The poor showing comes just one day after Fitch Ratings released a report suggesting that France was on the verge of losing its triple a rating. As a result, the euro declined to $1.3385 just before 9 am in New York.

Source: Reuters

January 12, 2011

Merkel Pledges “Whatever Necessary” to Protect Portugal

Markets were buoyed this morning on news that European governments were prepared to provide a package of incentives to help ease the financial crisis threatening to take down yet another European country. Insiders say the plan under consideration for Portugal includes up to 60 billion euros ($78 billion) in debt buybacks and low interest loans.

German Chancellor Angela Merkel has also stated her country’s intentions to support Portugal saying “we will do whatever is necessary and everything will be discussed step by step,” Merkel told reporters today in Berlin. “Germany will do whatever is necessary so that the euro remains stable.”

Source: Bloomberg

September 21, 2010

Irish Bond Spreads Decrease

In a sign of increasing confidence in the state of the Irish economy, Ireland successfully sold 1.5 billion euros ($2 billion) of bonds in yesterday’s auction. The extra yield that investors demand to hold 10-year Irish debt over the benchmark German bunds, which exceeded 400 basis points for the first time yesterday, narrowed 21 basis points to 381 points after the auction.

Ireland sold 1 billion euros of 2018 securities at a yield of 6.023 percent, up from 5.088 percent in June, the National Treasury Management Agency in Dublin said. It sold 500 million euros of 2014 debt at an average yield of 4.767 percent, compared with 3.627 percent at an Aug. 17 auction.

Source: Bloomberg

Investors Look For Clarity on Fed Spending Question

At the last Federal Open Market Committee meeting, Fed Chairman Ben Bernanke hinted that further spending in the form of quantitative easing had not been ruled out.
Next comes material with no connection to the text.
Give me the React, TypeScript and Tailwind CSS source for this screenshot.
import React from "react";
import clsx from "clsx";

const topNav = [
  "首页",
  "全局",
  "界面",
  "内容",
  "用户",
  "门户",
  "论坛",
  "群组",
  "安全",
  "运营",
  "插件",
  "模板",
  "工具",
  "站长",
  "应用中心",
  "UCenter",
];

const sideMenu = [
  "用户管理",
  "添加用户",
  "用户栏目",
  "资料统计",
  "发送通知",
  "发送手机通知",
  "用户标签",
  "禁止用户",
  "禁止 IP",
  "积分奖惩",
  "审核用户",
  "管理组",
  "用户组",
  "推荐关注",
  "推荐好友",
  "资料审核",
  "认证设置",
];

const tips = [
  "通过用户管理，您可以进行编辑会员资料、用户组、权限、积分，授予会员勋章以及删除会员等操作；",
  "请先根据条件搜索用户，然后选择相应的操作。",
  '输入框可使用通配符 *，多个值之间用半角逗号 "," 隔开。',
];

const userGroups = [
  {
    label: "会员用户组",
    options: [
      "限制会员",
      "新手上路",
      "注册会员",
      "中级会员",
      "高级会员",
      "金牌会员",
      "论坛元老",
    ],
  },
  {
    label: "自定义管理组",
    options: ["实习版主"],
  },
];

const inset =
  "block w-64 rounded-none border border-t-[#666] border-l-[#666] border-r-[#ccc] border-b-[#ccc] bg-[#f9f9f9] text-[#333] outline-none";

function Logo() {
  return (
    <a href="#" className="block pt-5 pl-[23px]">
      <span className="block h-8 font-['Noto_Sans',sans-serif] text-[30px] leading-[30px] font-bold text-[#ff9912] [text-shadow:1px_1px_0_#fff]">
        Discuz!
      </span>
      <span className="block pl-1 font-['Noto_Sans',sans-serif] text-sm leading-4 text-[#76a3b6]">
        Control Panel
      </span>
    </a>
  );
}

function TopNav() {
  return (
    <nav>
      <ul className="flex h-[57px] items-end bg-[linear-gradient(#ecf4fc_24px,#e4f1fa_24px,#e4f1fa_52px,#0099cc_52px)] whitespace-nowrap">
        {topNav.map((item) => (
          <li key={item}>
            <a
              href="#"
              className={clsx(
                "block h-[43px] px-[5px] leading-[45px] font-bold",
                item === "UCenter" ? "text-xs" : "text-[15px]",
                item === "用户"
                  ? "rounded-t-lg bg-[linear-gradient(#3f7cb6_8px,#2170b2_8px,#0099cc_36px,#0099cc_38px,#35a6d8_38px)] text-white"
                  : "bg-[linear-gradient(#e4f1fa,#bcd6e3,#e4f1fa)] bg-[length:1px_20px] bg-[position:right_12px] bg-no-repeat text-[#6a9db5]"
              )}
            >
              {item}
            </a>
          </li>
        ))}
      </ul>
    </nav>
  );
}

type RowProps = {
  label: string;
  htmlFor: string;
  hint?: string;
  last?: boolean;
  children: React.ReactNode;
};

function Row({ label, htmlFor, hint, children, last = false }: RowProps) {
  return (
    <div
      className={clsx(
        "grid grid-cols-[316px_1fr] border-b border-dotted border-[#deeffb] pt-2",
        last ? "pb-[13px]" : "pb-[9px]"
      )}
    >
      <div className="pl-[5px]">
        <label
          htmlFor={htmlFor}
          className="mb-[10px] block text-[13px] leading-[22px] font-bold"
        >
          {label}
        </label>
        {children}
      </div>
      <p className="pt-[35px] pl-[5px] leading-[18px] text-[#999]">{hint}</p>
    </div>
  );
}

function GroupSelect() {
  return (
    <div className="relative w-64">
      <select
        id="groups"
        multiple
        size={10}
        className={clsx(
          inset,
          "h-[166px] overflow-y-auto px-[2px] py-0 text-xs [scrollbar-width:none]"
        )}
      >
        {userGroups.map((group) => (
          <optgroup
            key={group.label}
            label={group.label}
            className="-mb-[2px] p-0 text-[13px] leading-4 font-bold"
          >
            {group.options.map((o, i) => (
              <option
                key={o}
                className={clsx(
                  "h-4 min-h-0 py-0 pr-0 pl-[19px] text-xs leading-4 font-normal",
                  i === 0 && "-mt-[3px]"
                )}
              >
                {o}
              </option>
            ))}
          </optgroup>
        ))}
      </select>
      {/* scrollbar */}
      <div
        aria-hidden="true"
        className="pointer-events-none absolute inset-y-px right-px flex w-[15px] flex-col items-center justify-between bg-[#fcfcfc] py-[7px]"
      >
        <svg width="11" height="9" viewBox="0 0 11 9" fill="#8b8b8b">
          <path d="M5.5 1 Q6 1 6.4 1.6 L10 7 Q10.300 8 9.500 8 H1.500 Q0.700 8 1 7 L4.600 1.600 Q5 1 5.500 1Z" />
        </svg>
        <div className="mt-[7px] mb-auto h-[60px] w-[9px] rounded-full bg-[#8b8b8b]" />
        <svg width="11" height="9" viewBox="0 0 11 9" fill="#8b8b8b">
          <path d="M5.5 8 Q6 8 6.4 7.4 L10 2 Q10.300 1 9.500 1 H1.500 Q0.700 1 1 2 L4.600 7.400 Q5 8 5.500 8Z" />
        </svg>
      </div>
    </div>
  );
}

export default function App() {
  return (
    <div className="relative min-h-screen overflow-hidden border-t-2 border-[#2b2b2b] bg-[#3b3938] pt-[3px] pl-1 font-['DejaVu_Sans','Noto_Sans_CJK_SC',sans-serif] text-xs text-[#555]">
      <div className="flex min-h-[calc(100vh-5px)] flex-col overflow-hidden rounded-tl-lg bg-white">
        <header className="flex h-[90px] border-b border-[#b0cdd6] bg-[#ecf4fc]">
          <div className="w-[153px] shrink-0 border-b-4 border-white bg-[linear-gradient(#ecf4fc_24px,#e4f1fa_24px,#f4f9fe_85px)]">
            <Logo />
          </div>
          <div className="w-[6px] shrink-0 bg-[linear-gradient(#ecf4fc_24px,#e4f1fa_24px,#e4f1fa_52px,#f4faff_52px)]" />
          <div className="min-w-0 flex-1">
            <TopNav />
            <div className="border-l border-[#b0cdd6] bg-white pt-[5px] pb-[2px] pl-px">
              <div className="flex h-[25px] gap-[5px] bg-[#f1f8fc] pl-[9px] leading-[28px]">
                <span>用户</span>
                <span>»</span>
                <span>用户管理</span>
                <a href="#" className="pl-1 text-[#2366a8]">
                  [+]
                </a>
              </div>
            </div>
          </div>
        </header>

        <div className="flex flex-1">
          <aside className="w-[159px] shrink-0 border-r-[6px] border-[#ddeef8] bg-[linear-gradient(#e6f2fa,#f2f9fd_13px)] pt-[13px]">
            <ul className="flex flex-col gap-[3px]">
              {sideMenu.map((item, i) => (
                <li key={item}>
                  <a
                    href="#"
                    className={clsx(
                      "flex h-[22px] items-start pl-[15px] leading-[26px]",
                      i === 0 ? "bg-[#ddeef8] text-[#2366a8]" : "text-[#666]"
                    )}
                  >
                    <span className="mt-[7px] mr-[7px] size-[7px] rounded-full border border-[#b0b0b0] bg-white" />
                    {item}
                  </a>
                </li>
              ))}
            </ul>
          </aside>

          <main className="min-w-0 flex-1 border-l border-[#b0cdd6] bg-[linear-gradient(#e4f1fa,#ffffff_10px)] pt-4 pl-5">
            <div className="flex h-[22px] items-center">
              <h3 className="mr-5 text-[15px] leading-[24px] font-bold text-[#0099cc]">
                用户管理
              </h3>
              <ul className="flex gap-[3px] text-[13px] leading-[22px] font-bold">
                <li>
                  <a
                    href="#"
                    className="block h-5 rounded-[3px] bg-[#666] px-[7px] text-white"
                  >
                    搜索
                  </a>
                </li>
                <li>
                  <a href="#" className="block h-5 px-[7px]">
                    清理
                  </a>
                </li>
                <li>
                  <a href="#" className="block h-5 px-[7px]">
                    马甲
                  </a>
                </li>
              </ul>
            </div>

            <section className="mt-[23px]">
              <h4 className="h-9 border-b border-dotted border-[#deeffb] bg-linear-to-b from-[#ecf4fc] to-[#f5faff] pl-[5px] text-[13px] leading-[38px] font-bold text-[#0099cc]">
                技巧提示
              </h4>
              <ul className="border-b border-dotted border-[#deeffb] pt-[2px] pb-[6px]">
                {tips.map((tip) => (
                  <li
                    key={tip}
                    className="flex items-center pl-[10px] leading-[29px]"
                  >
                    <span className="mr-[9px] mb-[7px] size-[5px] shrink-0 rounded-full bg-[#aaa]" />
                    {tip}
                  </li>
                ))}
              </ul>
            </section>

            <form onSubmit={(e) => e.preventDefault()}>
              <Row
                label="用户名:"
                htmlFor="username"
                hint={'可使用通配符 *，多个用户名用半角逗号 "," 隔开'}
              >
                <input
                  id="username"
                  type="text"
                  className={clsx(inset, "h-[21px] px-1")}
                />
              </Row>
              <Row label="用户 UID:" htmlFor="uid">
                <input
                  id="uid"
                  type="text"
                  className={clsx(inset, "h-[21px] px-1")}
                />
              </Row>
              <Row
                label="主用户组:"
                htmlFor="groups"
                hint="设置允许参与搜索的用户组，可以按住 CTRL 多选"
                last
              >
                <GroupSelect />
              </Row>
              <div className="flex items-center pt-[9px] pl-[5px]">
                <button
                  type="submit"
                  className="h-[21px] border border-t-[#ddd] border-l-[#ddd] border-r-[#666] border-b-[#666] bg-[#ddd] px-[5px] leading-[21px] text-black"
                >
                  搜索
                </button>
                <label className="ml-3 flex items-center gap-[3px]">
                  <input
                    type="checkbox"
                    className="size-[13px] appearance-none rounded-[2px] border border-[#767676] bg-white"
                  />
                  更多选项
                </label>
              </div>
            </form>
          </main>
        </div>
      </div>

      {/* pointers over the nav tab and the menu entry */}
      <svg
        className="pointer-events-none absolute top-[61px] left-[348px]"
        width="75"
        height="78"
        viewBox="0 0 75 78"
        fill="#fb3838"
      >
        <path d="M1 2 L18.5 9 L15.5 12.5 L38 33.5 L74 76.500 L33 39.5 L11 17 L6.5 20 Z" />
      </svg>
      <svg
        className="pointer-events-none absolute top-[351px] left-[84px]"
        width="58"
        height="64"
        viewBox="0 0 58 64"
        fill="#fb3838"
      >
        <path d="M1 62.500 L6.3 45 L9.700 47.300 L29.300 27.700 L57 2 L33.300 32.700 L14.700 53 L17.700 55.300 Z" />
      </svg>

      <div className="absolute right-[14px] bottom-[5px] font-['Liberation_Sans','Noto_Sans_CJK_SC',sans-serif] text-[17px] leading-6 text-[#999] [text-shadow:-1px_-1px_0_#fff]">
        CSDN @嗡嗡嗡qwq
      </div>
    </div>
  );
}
This triggered a stock sell-off as investors saw the comments as a signal that the Fed was expecting the economy to weaken during the second half of the year. With the FOMC meeting again this week, critics are calling for a forthright discussion on what the Fed has planned for the next six months.

“They (the Federal Reserve) have to do a better job of centering expectations of what ultimately the policy intention is and how will they reach that,” said Duy, an economist at the University of Oregon. “Given that we are in uncharted waters for policy, the risks of getting it wrong will be magnified.”

Source: Bloomberg

August 19, 2010

EU OKs 2nd Tranche of Greek Rescue Loan

The European Commission said today that recent efforts by Greece to reduce its deficit has warranted releasing the next round of emergency funding. Greece has already received 20 billion euros (US$25.7 bn) of the 91 billion euros (US$145 bn) pledged in rescue loans.

“Greece has managed impressive budgetary consolidation during the first half of 2010 and has achieved swift progress with major structural reforms,” said European Economic and Monetary Affairs Commissioner Olli Rehn.

Source: BBC News

July 20, 2010

Successful European Bond Sales Ease Credit Concerns

Over the last few days, Spain, Ireland, and Greece have combined sold nearly 10 billion euros (US$13 billion) of debt. There is even growing demand for more short-term bonds from these high-deficit countries and this is easing concern for the rest of the euro zone.

“Overall funding pressure is losing steam,” said David Schnautz, a fixed-income strategist at Commerzbank AG in London. “We expect the peripheral markets to enjoy even more potential outperformance against the core. Obviously we still have this event risk looming with the banks’ stress tests.”

Source: Bloomberg

June 30, 2010

European Banks Borrow Less Than Expected

The European Central Bank said today that it is making up to 131.9 billion euros ($161.5 billion) in loans available to European banks for the next three months. This is considerably less than expected and suggests that banks are in better financial shape than thought originally.

Banks tomorrow need to repay 442 billion euros in 12-month funds, the biggest amount ever awarded by the ECB and a key plank in its efforts to fight the financial crisis last year. Demand for the three-month cash today was a litmus test for the health of Europe’s banking system, economists said.

Demand was “surprisingly low and certainly a lot less than markets expected,” said Nick Kounis, chief European economist at Fortis Bank NV in Amsterdam. “It suggests that while there are certainly stresses in the system in some regions, it’s not as bad across the board as many people thought.”

Source: Bloomberg

Canada’s GDP Remains Unchanged

Statistics Canada reported that after seven straight monthly increases, GDP remained unchanged in April. Retail trade fell during the month, but these losses were offset by increases in mining, wholesale trade, the public sector and construction.